> Given data:
** start **

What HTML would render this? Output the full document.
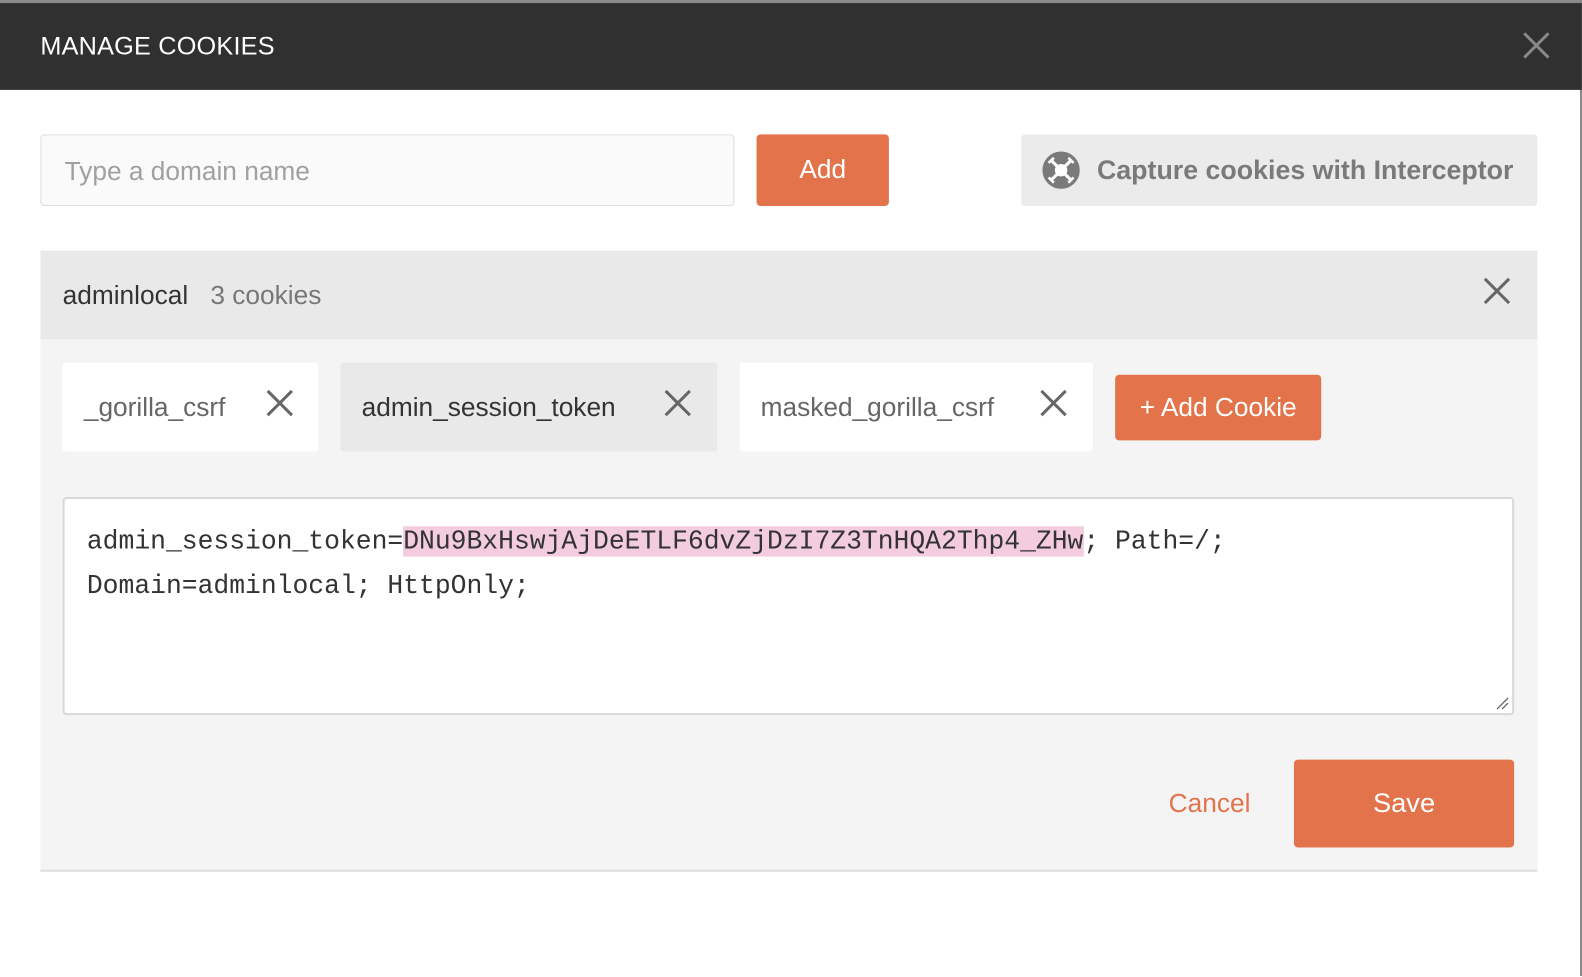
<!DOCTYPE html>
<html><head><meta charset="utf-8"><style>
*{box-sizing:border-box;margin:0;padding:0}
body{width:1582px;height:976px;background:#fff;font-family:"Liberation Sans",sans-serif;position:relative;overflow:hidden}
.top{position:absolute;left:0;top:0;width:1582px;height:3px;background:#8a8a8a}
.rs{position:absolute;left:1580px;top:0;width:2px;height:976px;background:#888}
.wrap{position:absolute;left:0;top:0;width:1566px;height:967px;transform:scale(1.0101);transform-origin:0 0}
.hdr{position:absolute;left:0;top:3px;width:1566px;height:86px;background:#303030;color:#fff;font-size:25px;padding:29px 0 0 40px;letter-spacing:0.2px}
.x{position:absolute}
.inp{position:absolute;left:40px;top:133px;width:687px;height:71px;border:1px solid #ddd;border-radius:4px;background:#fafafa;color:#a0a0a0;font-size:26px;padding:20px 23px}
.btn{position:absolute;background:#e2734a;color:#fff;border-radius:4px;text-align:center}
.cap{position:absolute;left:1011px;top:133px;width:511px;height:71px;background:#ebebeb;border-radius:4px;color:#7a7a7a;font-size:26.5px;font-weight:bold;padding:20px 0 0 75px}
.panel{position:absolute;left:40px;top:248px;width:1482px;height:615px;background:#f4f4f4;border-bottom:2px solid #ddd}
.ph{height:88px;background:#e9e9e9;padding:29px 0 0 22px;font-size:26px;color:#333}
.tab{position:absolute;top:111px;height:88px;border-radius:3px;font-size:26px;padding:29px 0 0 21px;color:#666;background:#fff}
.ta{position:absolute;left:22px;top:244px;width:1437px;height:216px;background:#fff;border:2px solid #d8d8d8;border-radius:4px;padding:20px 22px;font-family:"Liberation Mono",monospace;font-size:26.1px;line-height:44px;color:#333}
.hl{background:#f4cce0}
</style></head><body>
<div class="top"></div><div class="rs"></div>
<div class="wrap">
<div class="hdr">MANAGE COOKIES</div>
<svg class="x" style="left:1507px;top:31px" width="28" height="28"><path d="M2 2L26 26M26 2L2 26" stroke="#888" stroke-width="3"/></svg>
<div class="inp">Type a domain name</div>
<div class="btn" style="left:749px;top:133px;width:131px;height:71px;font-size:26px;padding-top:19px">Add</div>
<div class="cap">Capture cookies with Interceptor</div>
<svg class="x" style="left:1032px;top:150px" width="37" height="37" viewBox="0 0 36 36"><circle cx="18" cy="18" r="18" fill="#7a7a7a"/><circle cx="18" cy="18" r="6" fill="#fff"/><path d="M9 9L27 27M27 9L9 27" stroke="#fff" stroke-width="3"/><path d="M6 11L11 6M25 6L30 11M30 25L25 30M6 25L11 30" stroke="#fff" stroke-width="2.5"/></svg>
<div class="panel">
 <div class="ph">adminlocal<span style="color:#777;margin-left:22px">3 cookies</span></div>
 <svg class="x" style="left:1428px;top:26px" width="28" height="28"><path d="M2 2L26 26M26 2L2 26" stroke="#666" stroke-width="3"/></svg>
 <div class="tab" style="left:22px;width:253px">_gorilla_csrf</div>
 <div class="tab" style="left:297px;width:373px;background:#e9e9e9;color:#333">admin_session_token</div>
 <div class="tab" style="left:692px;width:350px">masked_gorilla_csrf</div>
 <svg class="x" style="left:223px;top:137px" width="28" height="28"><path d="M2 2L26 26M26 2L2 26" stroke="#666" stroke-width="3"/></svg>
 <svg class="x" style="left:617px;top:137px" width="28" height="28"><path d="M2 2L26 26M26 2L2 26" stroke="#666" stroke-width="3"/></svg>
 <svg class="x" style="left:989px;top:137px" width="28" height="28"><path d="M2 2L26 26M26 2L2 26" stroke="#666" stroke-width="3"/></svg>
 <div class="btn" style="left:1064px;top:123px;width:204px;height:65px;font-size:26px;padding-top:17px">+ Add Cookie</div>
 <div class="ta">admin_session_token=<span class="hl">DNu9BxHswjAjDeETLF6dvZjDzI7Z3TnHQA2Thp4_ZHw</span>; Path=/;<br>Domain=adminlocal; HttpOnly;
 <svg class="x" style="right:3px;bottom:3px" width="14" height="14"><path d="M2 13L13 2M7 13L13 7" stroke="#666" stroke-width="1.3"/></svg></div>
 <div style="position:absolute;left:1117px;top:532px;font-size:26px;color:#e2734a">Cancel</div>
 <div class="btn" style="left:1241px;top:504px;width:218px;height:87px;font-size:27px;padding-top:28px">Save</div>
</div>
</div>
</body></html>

** end **
** start **

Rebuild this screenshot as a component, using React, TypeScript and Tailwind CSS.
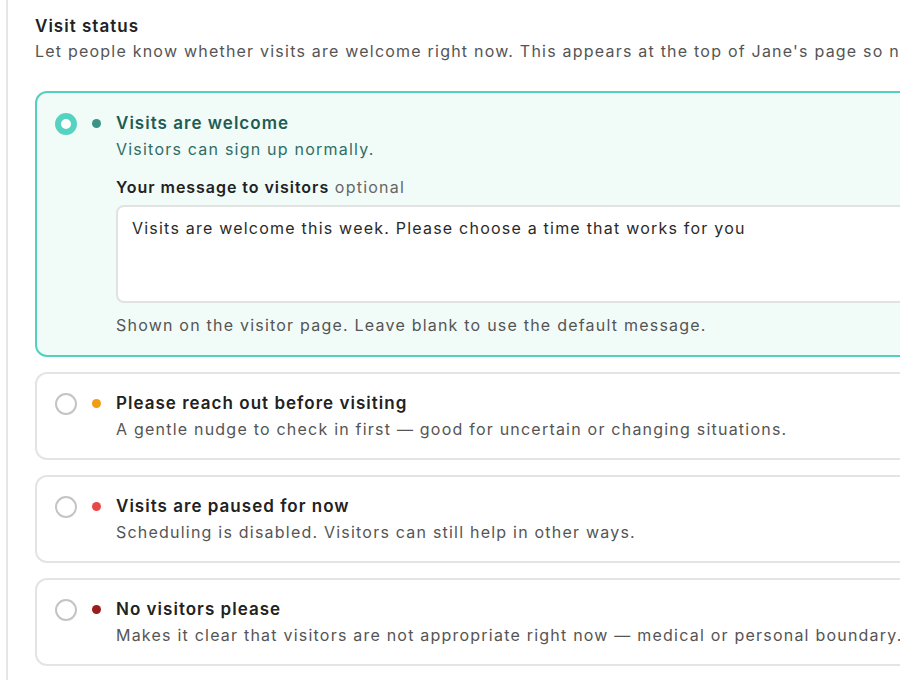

** end **

> Task brief: All lines holding the word "this" should be picked out and copied.

> Exercise solution:
What HTML would render this? Output the full document.
Rebuild this screenshot as a component, using React, TypeScript and Tailwind CSS.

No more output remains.